Problem to solve: Go through each line of the records below and count those with the word "index"; give only the total.

** start Task input **

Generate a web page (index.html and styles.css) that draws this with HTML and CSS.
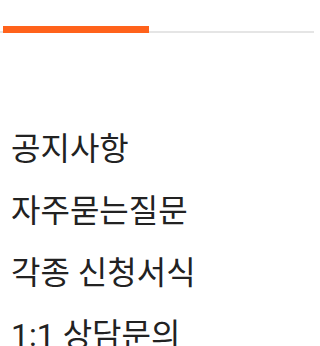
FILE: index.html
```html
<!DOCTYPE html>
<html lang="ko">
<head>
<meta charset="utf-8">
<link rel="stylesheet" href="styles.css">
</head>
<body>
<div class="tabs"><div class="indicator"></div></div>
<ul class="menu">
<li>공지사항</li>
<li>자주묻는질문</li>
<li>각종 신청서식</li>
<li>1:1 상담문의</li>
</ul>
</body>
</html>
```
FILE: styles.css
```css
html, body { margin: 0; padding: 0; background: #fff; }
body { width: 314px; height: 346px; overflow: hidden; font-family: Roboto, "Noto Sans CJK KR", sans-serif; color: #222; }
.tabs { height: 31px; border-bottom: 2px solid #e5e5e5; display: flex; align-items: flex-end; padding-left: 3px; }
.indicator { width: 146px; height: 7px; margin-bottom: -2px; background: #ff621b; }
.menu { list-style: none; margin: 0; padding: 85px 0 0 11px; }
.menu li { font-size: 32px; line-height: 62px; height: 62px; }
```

** end Task input **
** start Task input **

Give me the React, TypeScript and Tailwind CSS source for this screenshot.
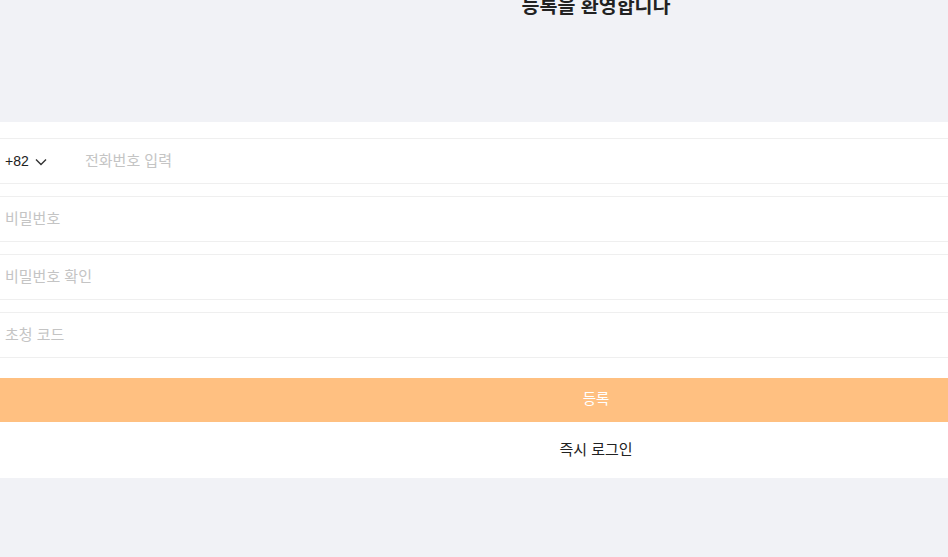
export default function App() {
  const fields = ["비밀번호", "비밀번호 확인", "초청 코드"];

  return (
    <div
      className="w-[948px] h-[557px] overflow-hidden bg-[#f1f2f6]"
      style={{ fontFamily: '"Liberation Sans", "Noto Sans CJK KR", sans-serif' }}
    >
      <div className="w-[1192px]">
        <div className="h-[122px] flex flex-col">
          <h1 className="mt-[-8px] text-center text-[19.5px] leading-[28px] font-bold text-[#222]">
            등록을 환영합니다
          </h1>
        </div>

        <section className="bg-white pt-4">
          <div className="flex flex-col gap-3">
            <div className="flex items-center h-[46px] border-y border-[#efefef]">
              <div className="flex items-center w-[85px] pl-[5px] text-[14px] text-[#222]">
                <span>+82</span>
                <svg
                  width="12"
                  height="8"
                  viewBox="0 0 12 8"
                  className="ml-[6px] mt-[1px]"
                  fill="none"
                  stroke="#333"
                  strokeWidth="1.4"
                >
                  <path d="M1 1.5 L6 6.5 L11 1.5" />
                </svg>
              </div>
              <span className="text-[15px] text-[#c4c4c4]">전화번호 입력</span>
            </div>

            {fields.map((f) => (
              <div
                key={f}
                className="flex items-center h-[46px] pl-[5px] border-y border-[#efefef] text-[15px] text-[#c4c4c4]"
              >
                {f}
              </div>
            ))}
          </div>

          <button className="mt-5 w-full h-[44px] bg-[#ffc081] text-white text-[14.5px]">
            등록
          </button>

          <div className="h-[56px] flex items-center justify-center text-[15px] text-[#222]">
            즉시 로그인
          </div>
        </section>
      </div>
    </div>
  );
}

** end Task input **

Answer to the task: 2